Tiffany moved into its building in 1940 after spending $2,484,079.09 on construction; as writer Joseph Purtell noted in his book “The Tiffany Touch,” after several years of losses in the 1930s, “for the first time Tiffany’s was counting the pennies.” He wrote that the only items that disappeared in the move were “three inexpensive cups and two glasses.”
This time, Tiffany relied on employees who started emptying the display cases about an hour after the store closed at 4 p.m., two hours earlier than usual.
On the second floor, in what Tiffany calls the “love and engagement” department — where it sells engagement rings and wedding bands — Leslee Nugent, an employee, was packing a 10.64-carat engagement ring priced at $2.475 million.

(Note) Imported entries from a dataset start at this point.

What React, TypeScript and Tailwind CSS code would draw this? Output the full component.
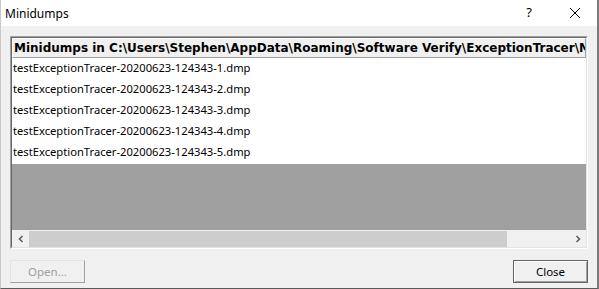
import React from "react";

const files = [1, 2, 3, 4, 5].map((n) => `testExceptionTracer-20200623-124343-${n}.dmp`);

export default function App() {
  return (
    <div
      className="w-[599px] h-[289px] flex flex-col bg-[#f0f0f0] border-l border-r-2 border-b border-l-[#c8c8c8] border-r-[#7a7a7a] border-b-[#5a5a5a] overflow-hidden"
      style={{ fontFamily: '"Segoe UI", "Noto Sans", "Open Sans", sans-serif' }}
    >
      {/* Title bar */}
      <div className="h-[26px] bg-white flex items-center shrink-0 text-[12px] text-black">
        <span className="pl-[4px] pt-[1px] flex-1">Minidumps</span>
        <span className="w-[20px] text-center mr-[30px] text-[13px]">?</span>
        <svg width="12" height="12" viewBox="0 0 12 12" className="mr-[16px]">
          <path d="M1 1 L11 11 M11 1 L1 11" stroke="#000" strokeWidth="1" />
        </svg>
      </div>

      {/* Client area */}
      <div className="flex-1 flex flex-col px-[9px] pt-[10px] pb-[6px]">
        {/* List frame */}
        <div className="h-[213px] flex flex-col border border-t-[#a0a0a0] border-l-[#a0a0a0] border-r-white border-b-white">
          <div className="flex-1 flex flex-col border border-t-[#696969] border-l-[#696969] border-r-[#e3e3e3] border-b-[#e3e3e3] overflow-hidden">
            {/* Header */}
            <div className="h-[20px] shrink-0 flex items-center bg-[#f0f0f0] border-t border-l border-white border-b border-b-[#a0a0a0] border-r border-r-[#a0a0a0] overflow-hidden whitespace-nowrap">
              <span
                className="pl-[1px] font-bold text-[12px] text-black"
                style={{ fontFamily: '"DejaVu Sans", Verdana, sans-serif' }}
              >
                Minidumps in C:\Users\Stephen\AppData\Roaming\Software Verify\ExceptionTracer\Minidumps
              </span>
            </div>
            {/* Rows */}
            <div className="bg-white flex flex-col shrink-0">
              {files.map((f) => (
                <div key={f} className="h-[21px] flex items-center pl-[1px] text-[11.2px] text-black whitespace-nowrap">
                  {f}
                </div>
              ))}
            </div>
            {/* Empty area */}
            <div className="flex-1 bg-[#a0a0a0] border-t border-white" />
            {/* Horizontal scrollbar */}
            <div className="h-[17px] shrink-0 flex bg-[#f0f0f0] border-t border-[#f0f0f0]">
              <div className="w-[17px] flex items-center justify-center">
                <svg width="8" height="8" viewBox="0 0 8 8">
                  <path d="M5.5 1 L2.5 4 L5.5 7" stroke="#606060" strokeWidth="1.6" fill="none" />
                </svg>
              </div>
              <div className="w-[478px] bg-[#cdcdcd]" />
              <div className="flex-1" />
              <div className="w-[17px] flex items-center justify-center">
                <svg width="8" height="8" viewBox="0 0 8 8">
                  <path d="M2.5 1 L5.5 4 L2.5 7" stroke="#606060" strokeWidth="1.6" fill="none" />
                </svg>
              </div>
            </div>
          </div>
        </div>

        {/* Buttons */}
        <div className="flex justify-between mt-[11px]">
          <button className="w-[75px] h-[23px] bg-[#f0f0f0] border border-t-[#e3e3e3] border-l-[#e3e3e3] border-r-[#a0a0a0] border-b-[#a0a0a0] text-[11.5px] text-[#a0a0a0] flex items-center justify-center">
            Open...
          </button>
          <button className="w-[75px] h-[23px] bg-[#f0f0f0] border border-[#646464] shadow-[inset_1px_1px_0_#ffffff,inset_-1px_-1px_0_#a0a0a0] text-[11.5px] text-black flex items-center justify-center">
            Close
          </button>
        </div>
      </div>
    </div>
  );
}
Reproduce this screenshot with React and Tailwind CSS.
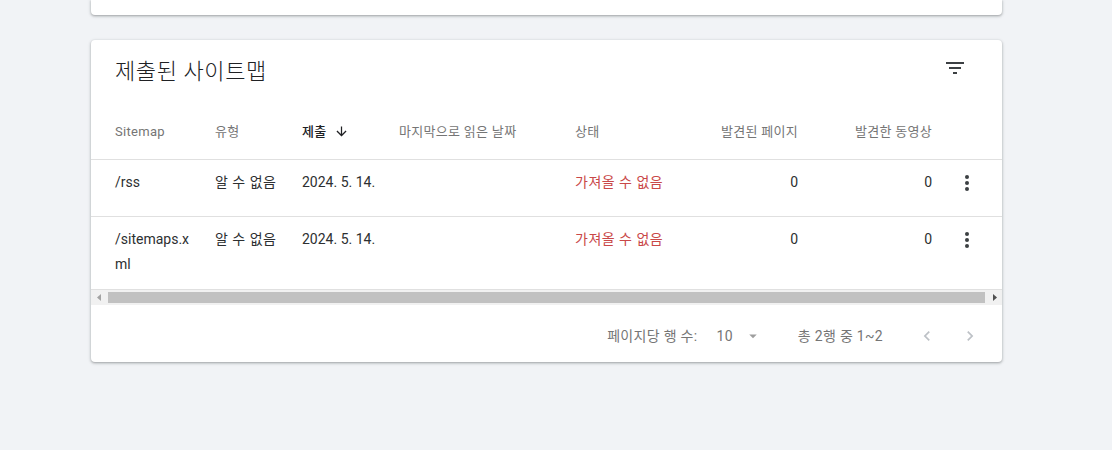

She said it was the kind of ring that customers notice as they circle the display cases and ask her to take it out. “They don’t understand the gravity of it until I do,” she said. “That’s when they say, ‘How much?’ and ‘Oh, my gosh, how much is that again?’ They usually can’t believe it. They have to look at the tag.”
But it was not the only large ring that had to be packed up. Nugent said there were 18 rings in the same display case that weighed more than 3 carats, including an 8.41 carat ring (priced at $1.645 million) and a 4.52 carat ring ($779,000).
“There’s over $10 million in this box,” said Tony Mavashev, a salesman who was watching.
The box with the $10 million in rings was loaded onto a cart that was locked and, just before it was wheeled out of the employees’ entrance of the store, sealed in shrink-wrap. The police stopped pedestrians on 57th Street while it was in transit.
In the temporary store, the cart rode in an elevator to the third floor. Once the box was unloaded, Nugent carried it to a counter and began checking off the items inside.
She took the 10.64-carat ring out and slid it on her finger. She said it was a sales technique that had become a habit.
“I usually do this,” she said. “When a man is shopping for a ring, until he sees it on a hand, he doesn’t make a connection. He, or she, immediately envisions it on a partner’s hand.”